*El poder de un Avemaría







Es famoso lo que refiere el P. Señeri en su libro “El Cristiano Instruido”. El P. Nicolás Zuchi fue a confesar en Roma a un joven cargado de pecados deshonestos y malos hábitos. El confesor lo acogió con caridad, y compadecido de su estado lamentable, le dijo que la devoción a nuestra Señora podía librarlo de ese malhadado vicio, y le impuso de penitencia que hasta la próxima confesión, cada mañana y por la noche, al levantarse y antes de acostarse rezara un Ave María a la Virgen, ofreciéndole sus ojos, sus manos y todo su cuerpo, pidiéndole que le custodiara como suyo, y que besara tres veces el suelo.

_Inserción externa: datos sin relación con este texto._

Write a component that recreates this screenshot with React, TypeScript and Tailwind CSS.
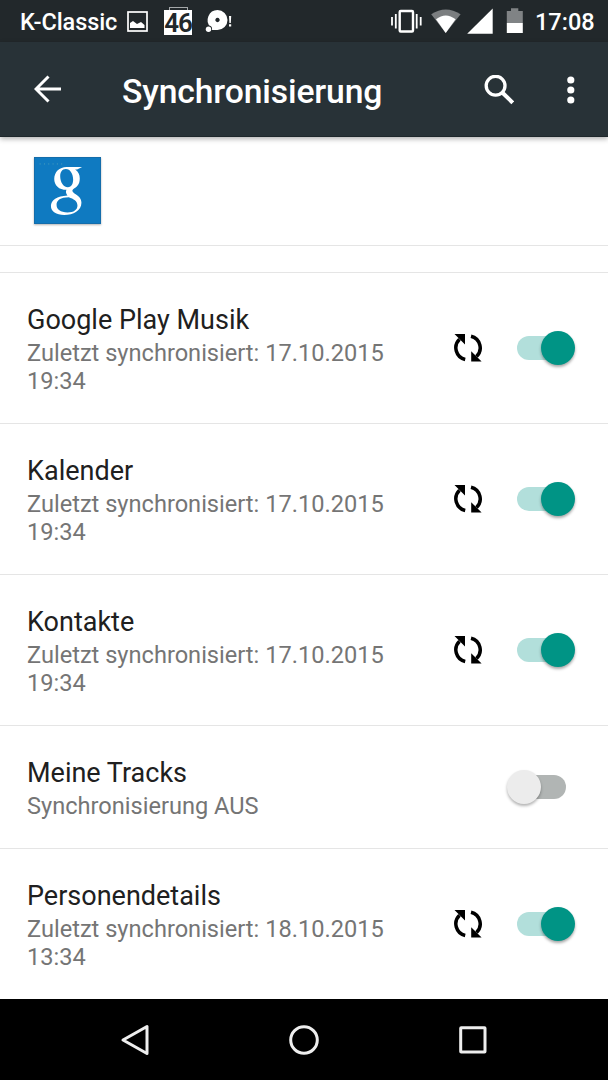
import React from "react";

type SyncItem = { title: string; summary: string; on: boolean };

const items: SyncItem[] = [
  { title: "Google Play Musik", summary: "Zuletzt synchronisiert: 17.10.2015 19:34", on: true },
  { title: "Kalender", summary: "Zuletzt synchronisiert: 17.10.2015 19:34", on: true },
  { title: "Kontakte", summary: "Zuletzt synchronisiert: 17.10.2015 19:34", on: true },
  { title: "Meine Tracks", summary: "Synchronisierung AUS", on: false },
  { title: "Personendetails", summary: "Zuletzt synchronisiert: 18.10.2015 13:34", on: true },
];

function StatusBar() {
  return (
    <div className="flex h-[42px] shrink-0 items-center bg-[#22282b] pl-[20px] pr-[14px] text-[23.500px] font-medium leading-[42px] text-white">
      <span className="w-[107px] whitespace-nowrap pt-[2px] tracking-[-0.1px]">K-Classic</span>
      <svg className="h-[42px] w-[21px]" viewBox="127 0 21 42">
        <rect x="128" y="12" width="19" height="19" fill="none" stroke="#fff" strokeWidth="1.7" />
        <path d="M130 28v-5l3-2 4 3 4-2 3.500 3v3z" fill="#fff" />
      </svg>
      <div className="ml-[16px] flex h-[29px] w-[28px] flex-col items-center">
        <span className="h-[3px] w-[19px] border border-b-0 border-[#a5a8aa]" />
        <span className="flex h-[25px] w-full items-center justify-center bg-white pt-[2px] text-[26px] font-semibold leading-none tracking-[-1px] text-[#22282b]">46</span>
      </div>
      <svg className="ml-[13px] h-[42px] w-[28px]" viewBox="205 0 28 42">
        <path d="M217.500 10a10 10 0 1 1 0 20h-8l1-3a10 10 0 0 1 7-17zm0 7.800a2.200 2.200 0 1 0 .01 0z" fill="#fff" />
        <circle cx="208.500" cy="29" r="3.600" fill="#22282b" />
        <circle cx="208.500" cy="29.200" r="2.700" fill="#fff" />
        <path d="M229 16h2.200l-.4 7h-1.400zM229 24.300h2.200v2.200H229z" fill="#fff" />
      </svg>
      <svg className="ml-auto h-[42px] w-[135px]" viewBox="390 0 135 42">
        <rect x="399.700" y="11" width="13.300" height="20.500" rx="1" fill="none" stroke="#fff" strokeWidth="2.400" />
        <path d="M395.800 14v14.500M392 17v8.500M416.700 14v14.500M420.700 17v8.500" stroke="#fff" strokeWidth="1.800" />
        <path d="M431.200 14.300Q445.700 4.500 460.600 14.300L445.700 33z" fill="#7b7e80" />
        <path d="M436 19.300q9.700-7.600 19.600 0L445.700 33z" fill="#fff" />
        <path d="M492.700 8.500v25.300h-25.500z" fill="#fff" />
        <path d="M511 8.300h7.300v2.800h4.500v11.900h-16v-11.900h4.200z" fill="#808385" />
        <path d="M506.800 23h16v10h-16z" fill="#fff" />
      </svg>
      <span className="ml-[10px] w-[59px] whitespace-nowrap pt-[2px]">17:08</span>
    </div>
  );
}

function Toolbar() {
  return (
    <header className="relative z-10 flex h-[95px] shrink-0 items-center border-b border-[#1e272b] bg-[#283237] text-white shadow-[0_2px_5px_rgba(0,0,0,0.3)]">
      <svg className="ml-[34px] h-[28px] w-[27px]" viewBox="34 75.500 27 28">
        <path d="M61 89.500H36.500M48.500 77L36 89.500L48.500 102" fill="none" stroke="#fff" strokeWidth="3" />
      </svg>
      <h1 className="ml-[61px] flex-1 whitespace-nowrap pt-[6px] text-[33.700px] font-medium leading-[40px] tracking-[-0.13px]">Synchronisierung</h1>
      <svg className="mt-px h-[30px] w-[30px]" viewBox="484 74.500 30 30">
        <circle cx="495.600" cy="85.200" r="9.400" fill="none" stroke="#fff" strokeWidth="3.300" />
        <path d="M502 91.700L512.800 102.300" stroke="#fff" strokeWidth="4" />
      </svg>
      <svg className="ml-[53px] mr-[33px] mt-px h-[30px] w-[8px]" viewBox="567 74.500 8 30">
        <circle cx="570.800" cy="79.500" r="3.600" fill="#fff" />
        <circle cx="570.800" cy="89.500" r="3.600" fill="#fff" />
        <circle cx="570.800" cy="99.500" r="3.600" fill="#fff" />
      </svg>
    </header>
  );
}

function AccountLogo() {
  return (
    <svg className="h-[67px] w-[67px] bg-[#0f7ac1] shadow-[0_1px_2px_rgba(0,0,0,0.3)]" viewBox="102 51 202 202">
      <rect x="103" y="52" width="200" height="200" fill="none" stroke="#1867a0" strokeWidth="2" />
      <path d="M119 72h70" stroke="#58a7be" strokeWidth="2.500" strokeDasharray="3 10" />
      <path
        fill="#fff"
        fillRule="evenodd"
        d="M200 81H247L232 89H226C236 96 240 105 240 116C240 134 231 142 220 148C216 152 217 155 223 160C236 168 245 175 245 189C245 212 221 226 193 226C169 226 153 216 153 199C153 180 171 169 203 167C198 162 197 155 200 150C177 150 163 136 163 117C163 96 179 81 200 81ZM198 87C186 87 181 97 181 109C181 126 190 142 204 142C216 142 220 131 220 119C220 102 211 87 198 87ZM207 172C182 172 170 181 170 195C170 209 182 218 203 218C222 218 233 210 233 197C233 183 221 177 207 172Z"
      />
    </svg>
  );
}

function SyncIcon() {
  return (
    <svg className="h-[28px] w-[28px]" viewBox="454 334 28 28">
      <path d="M465.200 359.500A12 12 0 0 1 459.500 339.200M471 336.200A12 12 0 0 1 476.500 356.500" fill="none" stroke="#000" strokeWidth="3.500" />
      <path d="M454.500 334H465V344.500ZM471.200 361.500H481.600L471.200 351.200Z" />
    </svg>
  );
}

function Toggle({ on }: { on: boolean }) {
  return on ? (
    <span className="flex h-[34px] w-[58px] items-center rounded-full">
      <span className="h-[24px] w-[41px] rounded-l-full bg-[#b2dfdb]" />
      <span className="-ml-[17px] h-[34px] w-[34px] shrink-0 rounded-full bg-[#009485] shadow-[0_2px_3px_rgba(0,0,0,0.35)]" />
    </span>
  ) : (
    <span className="flex h-[34px] w-[59px] items-center">
      <span className="z-10 h-[34px] w-[34px] shrink-0 rounded-full bg-[#ececec] shadow-[0_2px_3px_rgba(0,0,0,0.3)]" />
      <span className="-ml-[17px] h-[24px] w-[42px] rounded-r-full bg-[#b1b5b4]" />
    </span>
  );
}

function SyncRow({ item }: { item: SyncItem }) {
  return (
    <li className={`flex shrink-0 items-center border-b border-[#e5e5e5] pl-[27px] ${item.on ? "h-[151px] pr-[33px]" : "h-[123px] pr-[42px]"}`}>
      <div className="w-[385px] pt-[3px]">
        <h2 className="text-[27px] leading-[32px] text-[#202020]">{item.title}</h2>
        <p className="mt-[3px] text-[23.600px] leading-[28px] text-[#757575]">{item.summary}</p>
      </div>
      <div className="ml-auto flex items-center gap-[35px]">
        {item.on && <SyncIcon />}
        <Toggle on={item.on} />
      </div>
    </li>
  );
}

function NavigationBar() {
  return (
    <nav className="flex h-[81px] shrink-0 items-center bg-black">
      <svg className="ml-[120px] h-[36px] w-[30px]" viewBox="120 1021.500 30 36">
        <path d="M147 1026V1053L123 1039.500Z" fill="none" stroke="#eee" strokeWidth="3" strokeLinejoin="round" />
      </svg>
      <svg className="ml-[138px] h-[32px] w-[32px]" viewBox="288 1023.500 32 32">
        <circle cx="304" cy="1039.500" r="13.300" fill="none" stroke="#eee" strokeWidth="3" />
      </svg>
      <svg className="ml-[138px] h-[30px] w-[30px]" viewBox="458 1024.500 30 30">
        <rect x="460.700" y="1027.300" width="24.300" height="24.300" rx="0.500" fill="none" stroke="#eee" strokeWidth="3" />
      </svg>
    </nav>
  );
}

export default function App() {
  return (
    <div className="flex h-[1080px] w-[608px] flex-col overflow-hidden bg-white font-['Roboto',sans-serif]">
      <StatusBar />
      <Toolbar />
      <section className="flex h-[109px] shrink-0 items-start border-b border-[#e5e5e5] pl-[34px] pt-[20px]">
        <AccountLogo />
      </section>
      <div className="h-[27px] shrink-0 border-b border-[#e5e5e5]" />
      <ul className="flex h-[726px] shrink-0 flex-col overflow-hidden">
        {items.map((item) => (
          <SyncRow key={item.title} item={item} />
        ))}
      </ul>
      <NavigationBar />
    </div>
  );
}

El joven practicó la penitencia, al principio con poca enmienda. Pero el padre continuó inculcándole que no dejara esa costumbre piadosa, animándole a confiar en la protección de la Virgen.

Andando el tiempo, el joven penitente se fue con otros compañeros a recorrer mundo durante varios años. Vuelto a Roma, fue en busca de su confesor, el cual, con gran júbilo y asombro, lo encontró del todo cambiado y libre de las antiguas manchas. “Pero hijo, ¿cómo has obtenido de Dios tan hermosa transformación?” “Padre –le dijo el joven–, nuestra Señora me consiguió la gracia debido a aquella devoción que me enseñó”.

Y no acaban aquí las cosas portentosas. El mismo confesor narró desde el púlpito el suceso. Lo oyó un capitán que, desde hacía muchos años vivía en mal estado con una mujer. Él también se resolvió a practicar la misma devoción para librarse de aquella terrible cadena que lo tenía esclavo del demonio. Esta intención de librarse del pecado es necesario tener para que la Virgen pueda ayudar al pecador. Pero ¿qué pasó? Al cabo de medio año, presumiendo el capitán de sus propias fuerzas se dirigió en busca de aquella mujer para ver si ella también había cambiado de vida. Pero al llegar a la puerta de aquella casa donde corría manifiesto peligro de volver a pecar, se siente rechazado por una fuerza invisible y se encontró a más de cien metros de aquella casa y fue dejado a la puerta de la suya. Comprendió con toda claridad que María lo había librado de la perdición. De esto se deduce cuán solícita es nuestra buena Madre, no sólo para sacarnos del pecado si con esta buena intención nos encomendamos a ella, sino también para librarnos del peligro de nuevas caídas.